CNBC has finally gotten some eyes on the bailout package, and have raised some salient points.
Regulatory form can and should be part of the bailout package. What needs to be regulated? Oh, assist to Nancy Pelosi, here's the real shit you need to be worried about. You know, instead of trying to please the crowd on CEO pay like a moronic shyster.
1.) Mortgage origination - particularly the documentation and credit evaluation process. But more importantly, originators need to be held accountable for originating bad loans. Their current compensation structure involves no punishment for creating a bad loan unless it's still on the original bank's books when it goes sour.
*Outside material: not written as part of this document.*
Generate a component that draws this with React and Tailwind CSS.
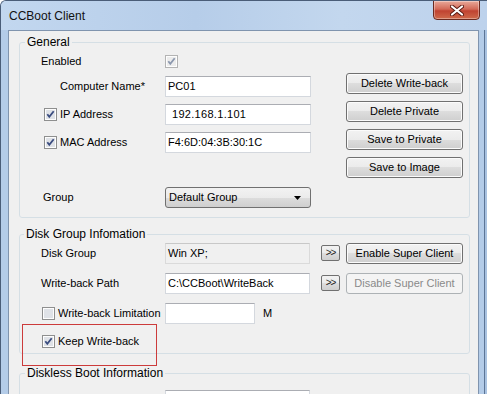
import React from 'react';

const CheckBox = ({ checked, disabled }) => (
  <svg width="13" height="13" viewBox="0 0 13 13" className="shrink-0">
    <rect x="0.5" y="0.5" width="12" height="12" fill="#fdfdfd" stroke={disabled ? '#b3b3b3' : '#8e8f8f'} />
    <rect x="2" y="2" width="9" height="9" fill={disabled ? '#ececec' : '#dfe2e7'} />
    {checked && (
      <path
        d="M3.3 6.3 L5.3 8.9 L9.7 3.2"
        fill="none"
        stroke={disabled ? '#8c98ae' : '#3b4d80'}
        strokeWidth="1.8"
      />
    )}
  </svg>
);

const Btn = ({ children, disabled }) =>
  disabled ? (
    <div className="w-[117px] h-[21px] shrink-0 flex items-center justify-center rounded-[3px] border border-[#adb2b5] bg-[#f4f4f4] text-[#8a8a8a]">
      {children}
    </div>
  ) : (
    <div className="w-[117px] h-[21px] shrink-0 flex items-center justify-center rounded-[3px] border border-[#707070] bg-[linear-gradient(#f2f2f2_0%,#ebebeb_50%,#dddddd_50%,#cfcfcf_100%)] shadow-[inset_0_0_0_1px_#fbfbfb] text-black">
      {children}
    </div>
  );

const SmallBtn = ({ label = true }) => (
  <div className="w-[19px] h-[16px] shrink-0 flex items-center justify-center rounded-[2px] border border-[#707070] bg-[linear-gradient(#f2f2f2_0%,#ebebeb_50%,#dddddd_50%,#cfcfcf_100%)] text-[10px] leading-none tracking-[-1px] text-[#222]">
    {label ? '>>' : null}
  </div>
);

const Field = ({ children, className }) => (
  <div
    className={`h-[21px] shrink-0 flex items-center px-[2px] border border-[#d4d8de] border-t-[#abadb3] whitespace-nowrap ${className}`}
  >
    {children}
  </div>
);

export default function App() {
  return (
    <div className="w-[487px] h-[394px] overflow-hidden relative bg-[#b8cfea] font-['Liberation_Sans',Arial,sans-serif] text-[11px] text-black border-l border-t border-[#4a5d78] rounded-tl-[6px]">
      {/* Title bar */}
      <div className="h-[29px] flex items-center pl-[8px] bg-[linear-gradient(90deg,#c2d7ef_0%,#b6cde9_40%,#c3d7ee_70%,#bdd2ec_100%)]">
        <span className="text-[12px] text-[#111] pt-[1px]">CCBoot Client</span>
      </div>

      {/* Close button */}
      <div className="absolute left-[432px] top-[-1px] w-[47px] h-[20px] rounded-b-[4px] border border-[#6b2a20] bg-[linear-gradient(#e9a99a_0%,#d36a58_45%,#c04331_55%,#cf6a4b_100%)] flex items-center justify-center shadow-[inset_0_0_0_1px_rgba(255,255,255,0.35)]">
        <svg width="14" height="11" viewBox="0 0 14 11">
          <path d="M2 1.5 L12 9.5 M12 1.5 L2 9.5" stroke="#5a1a12" strokeWidth="4" strokeLinecap="round" />
          <path d="M2 1.5 L12 9.5 M12 1.5 L2 9.5" stroke="#ffffff" strokeWidth="2.2" strokeLinecap="round" />
        </svg>
      </div>

      <div className="flex">
        <div className="w-[7px] bg-[#b4cce8]" />
        {/* Client area */}
        <div className="w-[471px] h-[365px] bg-[#f0f0f0] border border-[#8094ae] pt-[4px]">
          {/* General */}
          <fieldset className="ml-[10px] w-[451px] border border-[#d5dfe5] rounded-[3px] pb-[9px]">
            <legend className="ml-[5px] px-[2px] leading-[14px] text-[12px]">General</legend>
            <div className="flex">
              <div className="w-[291px] flex flex-col">
                <div className="h-[21px] mt-[2px] flex items-center">
                  <span className="w-[145px] pl-[21px]">Enabled</span>
                  <CheckBox checked disabled />
                </div>
                <div className="h-[21px] mt-[4px] flex items-center">
                  <span className="w-[145px] pl-[40px]">Computer Name*</span>
                  <Field className="w-[146px] bg-white">PC01</Field>
                </div>
                <div className="h-[21px] mt-[7px] flex items-center">
                  <div className="w-[145px] pl-[24px] flex items-center gap-[3px]">
                    <CheckBox checked />
                    <span>IP Address</span>
                  </div>
                  <Field className="w-[146px] bg-white pl-[6px] tracking-[0.3px]">192.168.1.101</Field>
                </div>
                <div className="h-[21px] mt-[7px] flex items-center">
                  <div className="w-[145px] pl-[24px] flex items-center gap-[3px]">
                    <CheckBox checked />
                    <span>MAC Address</span>
                  </div>
                  <Field className="w-[146px] bg-white">F4:6D:04:3B:30:1C</Field>
                </div>
                <div className="h-[21px] mt-[34px] flex items-center">
                  <span className="w-[145px] pl-[23px]">Group</span>
                  <div className="w-[146px] h-[21px] flex items-center justify-between pl-[3px] pr-[9px] rounded-[3px] border border-[#707070] bg-[linear-gradient(#f2f2f2_0%,#ebebeb_50%,#dddddd_50%,#cfcfcf_100%)]">
                    <span>Default Group</span>
                    <svg width="7" height="4" viewBox="0 0 7 4">
                      <path d="M0 0 H7 L3.5 4 Z" fill="#000" />
                    </svg>
                  </div>
                </div>
              </div>
              <div className="ml-[35px] mt-[24px] flex flex-col gap-[7px]">
                <Btn>Delete Write-back</Btn>
                <Btn>Delete Private</Btn>
                <Btn>Save to Private</Btn>
                <Btn>Save to Image</Btn>
              </div>
            </div>
          </fieldset>

          {/* Disk Group Infomation */}
          <fieldset className="ml-[10px] mt-[9px] w-[451px] border border-[#d5dfe5] rounded-[3px] pb-[1px]">
            <legend className="ml-[4px] px-[2px] leading-[14px] text-[12px]">Disk Group Infomation</legend>
            <div className="h-[22px] mt-[1px] flex items-center">
              <span className="w-[145px] pl-[21px]">Disk Group</span>
              <Field className="w-[145px] bg-[#f0f0f0] border-[#dadada] border-t-[#c8c8c8]">Win XP;</Field>
              <div className="ml-[11px]">
                <SmallBtn />
              </div>
              <div className="ml-[6px]">
                <Btn>Enable Super Client</Btn>
              </div>
            </div>
            <div className="h-[22px] mt-[8px] flex items-center">
              <span className="w-[145px] pl-[21px]">Write-back Path</span>
              <Field className="w-[145px] bg-white">C:\CCBoot\WriteBack</Field>
              <div className="ml-[11px]">
                <SmallBtn />
              </div>
              <div className="ml-[6px]">
                <Btn disabled>Disable Super Client</Btn>
              </div>
            </div>
            <div className="h-[22px] mt-[8px] flex items-center">
              <div className="w-[145px] pl-[22px] flex items-center gap-[3px]">
                <CheckBox />
                <span>Write-back Limitation</span>
              </div>
              <Field className="w-[90px] bg-white" />
              <span className="ml-[8px]">M</span>
            </div>
            <div className="h-[22px] mt-[6px] flex items-center">
              <div className="w-[145px] pl-[22px] flex items-center gap-[3px]">
                <CheckBox checked />
                <span>Keep Write-back</span>
              </div>
            </div>
          </fieldset>

          {/* Diskless Boot Information */}
          <fieldset className="ml-[10px] mt-[12px] w-[451px] border border-[#d5dfe5] rounded-[3px] pb-[4px]">
            <legend className="ml-[5px] px-[2px] leading-[14px] text-[12px]">Diskless Boot Information</legend>
            <div className="h-[21px] mt-[10px] flex items-center">
              <span className="w-[145px]" />
              <Field className="w-[145px] bg-white" />
              <div className="ml-[12px] mt-[2px]">
                <SmallBtn label={false} />
              </div>
            </div>
          </fieldset>
        </div>
        <div className="w-[8px] flex">
          <div className="w-[5px] bg-[#b4cce8]" />
          <div className="w-[1px] bg-[#5d7596]" />
          <div className="w-[2px] bg-[#a9c2e0]" />
        </div>
      </div>

      {/* Annotation */}
      <div className="absolute left-[21px] top-[323px] w-[135px] h-[42px] border border-[#cc3b3b]" />
    </div>
  );
}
I'm not sure if that's just a contractual requirement in the course of the mortgage sale or some broader regulatory penalty structure in the event that a producer is creating a raft of risky mortgages, but something must be done.
2.) Mortgage securitization - these things are too big, too complicated, and too interconnected. The leverage that can be collateralized with these securities needs control. Otherwise, you create scenarios in which banks and their counterparties are too big - and interconnected - to fail.
3.) Financial education - how do you prevent abuse in mortgage sales? Ultimately the only way to be truly fair is to create equal access to financial product education, and pass legislation to make disclosures of cost and risk more clear. Too many people "didn't understand" their adjustable-rate mortgages. Take away the excuse.
4.) Bad Paper - between auction-rate securities, CDO paper, and credit-default swaps, Wall Street has created an ocean of questionable derivative securities and sold them to investors all over the world. It's time to clamp down. Banks need to hold this risk, as they're in the best position to evaluate it - it's clear that synthesizing the risk and redistributing it has limited effect when the underlying securities go belly-up.
5.) Nationalizing ratings agencies - it's time. Referees need to be accountable to voting taxpayers, not Wall Street. After all, in the event of colossal collective failure to identify risk like with this crisis, we foot the bill.
That's just a start. There needs to be sweeping regulatory reform, and it needs to be part of this package. And it is far, far, far more important than CEO pay. Why isn't it being discussed? Because the important, meaningful details don't please the crowd the way that limiting the next Angelo Mozillo's pay package would. Fucking Pelosi.